Leveraging LLMs to support co-evolution between definitions and instances of textual DSLs: A Systematic Evaluation
This addresses the challenge of maintaining textual DSL instances during grammar evolution for software engineers, though it is incremental as it builds on existing LLM capabilities for a specific domain.
The study tackled the problem of co-evolving grammars and instances of textual DSLs by systematically evaluating large language models (LLMs), finding strong performance on small-scale cases with ≥94% precision and recall for instances under 20 lines, but performance degraded with scale, such as Claude maintaining 85% recall at 40 lines while GPT failed on larger instances.

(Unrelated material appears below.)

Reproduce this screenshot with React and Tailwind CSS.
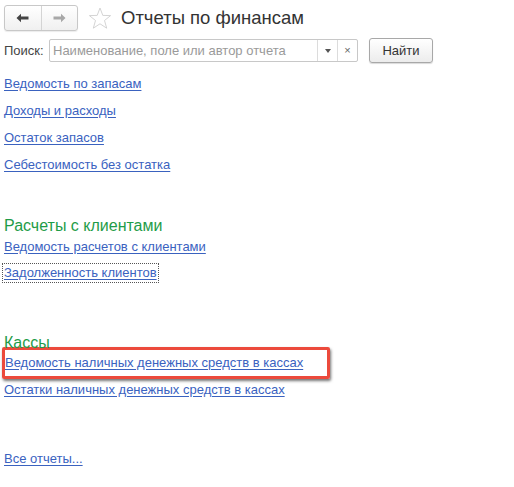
import React from "react";

const link = "text-[#3a62bf] underline decoration-[#3a62bf] underline-offset-[2px] text-[13px] leading-[16px]";

const Links = ({ items }) => (
  <div className="flex flex-col">
    {items.map((t) => (
      <div key={t} className="h-[27px] flex items-center">
        <a href="#" className={link}>{t}</a>
      </div>
    ))}
  </div>
);

export default function App() {
  return (
    <div
      className="w-[514px] h-[487px] bg-white text-[#333] relative overflow-hidden"
      style={{ fontFamily: '"Liberation Sans", Arial, sans-serif' }}
    >
      {/* Header */}
      <div className="flex items-center pl-[4px] pt-[5px] h-[31px]">
        <div className="flex h-[26px] w-[74px] rounded-[3px] border border-[#c8c8c8] bg-gradient-to-b from-white to-[#f0f0f0] shadow-[0_1px_1px_rgba(0,0,0,0.08)]">
          <div className="flex-1 flex items-center justify-center border-r border-[#d4d4d4]">
            <svg width="13" height="10" viewBox="0 0 13 10">
              <path d="M0.5 5 L5 0.8 L5 3.6 L12.5 3.6 L12.5 6.4 L5 6.4 L5 9.2 Z" fill="#444" />
            </svg>
          </div>
          <div className="flex-1 flex items-center justify-center">
            <svg width="13" height="10" viewBox="0 0 13 10">
              <path d="M12.5 5 L8 0.8 L8 3.6 L0.5 3.6 L0.5 6.4 L8 6.4 L8 9.2 Z" fill="#a8a8a8" />
            </svg>
          </div>
        </div>
        <svg className="ml-[10px]" width="24" height="23" viewBox="0 0 24 23">
          <path
            d="M12 1 L14.8 8.4 L22.6 8.6 L16.5 13.5 L18.7 21.2 L12 16.8 L5.3 21.2 L7.5 13.5 L1.4 8.6 L9.2 8.4 Z"
            fill="none"
            stroke="#cfcfcf"
            strokeWidth="0.9"
            strokeLinejoin="round"
          />
        </svg>
        <h1 className="ml-[9px] text-[18.5px] leading-[22px] text-[#333] font-normal">Отчеты по финансам</h1>
      </div>

      {/* Search */}
      <div className="flex items-center pl-[4px] mt-[7px] h-[25px]">
        <span className="text-[13px] text-[#444] w-[45px]">Поиск:</span>
        <div className="flex h-[23px] w-[309px] border border-[#c8c8c8] rounded-[2px] bg-white">
          <div className="flex-1 flex items-center pl-[3px] text-[13px] text-[#9a9a9a]">
            Наименование, поле или автор отчета
          </div>
          <div className="w-[20px] flex items-center justify-center border-l border-[#dcdcdc]">
            <svg width="6" height="4" viewBox="0 0 6 4"><path d="M0 0 L6 0 L3 4 Z" fill="#555" /></svg>
          </div>
          <div className="w-[20px] flex items-center justify-center border-l border-[#dcdcdc] text-[11px] text-[#666]">
            ×
          </div>
        </div>
        <button className="ml-[11px] h-[25px] w-[64px] rounded-[3px] border border-[#a8a8a8] bg-gradient-to-b from-white to-[#ececec] text-[13px] text-[#333] shadow-[0_1px_1px_rgba(0,0,0,0.15)]">
          Найти
        </button>
      </div>

      {/* Section 1 */}
      <div className="pl-[4px] mt-[7px]">
        <Links items={["Ведомость по запасам", "Доходы и расходы", "Остаток запасов", "Себестоимость без остатка"]} />
      </div>

      {/* Section 2 */}
      <div className="pl-[4px] mt-[38px]">
        <div className="text-[16px] leading-[20px] text-[#1f9c48]">Расчеты с клиентами</div>
        <div className="h-[22px] flex items-center">
          <a href="#" className={link}>Ведомость расчетов с клиентами</a>
        </div>
        <div className="h-[29px] flex items-center">
          <a href="#" className={link + " outline outline-1 outline-dotted outline-[#555] outline-offset-[1px]"}>
            Задолженность клиентов
          </a>
        </div>
      </div>

      {/* Section 3 */}
      <div className="pl-[4px] mt-[46px]">
        <div className="text-[16px] leading-[20px] text-[#1f9c48]">Кассы</div>
        <div className="-ml-[2px] mt-[-6px] w-[328px] h-[32px] flex items-center pl-0 border-[3px] border-[#ec4a3c] rounded-[2px] shadow-[1px_2px_3px_rgba(0,0,0,0.55)]">
          <a href="#" className={link}>Ведомость наличных денежных средств в кассах</a>
        </div>
        <div className="h-[22px] flex items-center">
          <a href="#" className={link}>Остатки наличных денежных средств в кассах</a>
        </div>
      </div>

      {/* All reports */}
      <div className="pl-[4px] mt-[45px]">
        <a href="#" className={link}>Все отчеты...</a>
      </div>
    </div>
  );
}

Software languages evolve over time for reasons such as feature additions. When grammars evolve, textual instances that originally conformed to them may become outdated. While model-driven engineering provides many techniques for co-evolving models with metamodel changes, these approaches are not designed for textual DSLs and may lose human-relevant information such as layout and comments. This study systematically evaluates the potential of large language models (LLMs) for co-evolving grammars and instances of textual DSLs. Using Claude Sonnet 4.5 and GPT-5.2 across ten case languages with ten runs each, we assess both correctness and preservation of human-oriented information. Results show strong performance on small-scale cases ($\geq$94% precision and recall for instances requiring fewer than 20 modified lines), but performance degraded with scale: Claude maintains 85% recall at 40 lines, while GPT fails on the largest instances. Response time increases substantially with instance size, and grammar evolution complexity and deletion granularity affect performance more than change type. These findings clarify when LLM-based co-evolution is effective and where current limitations remain.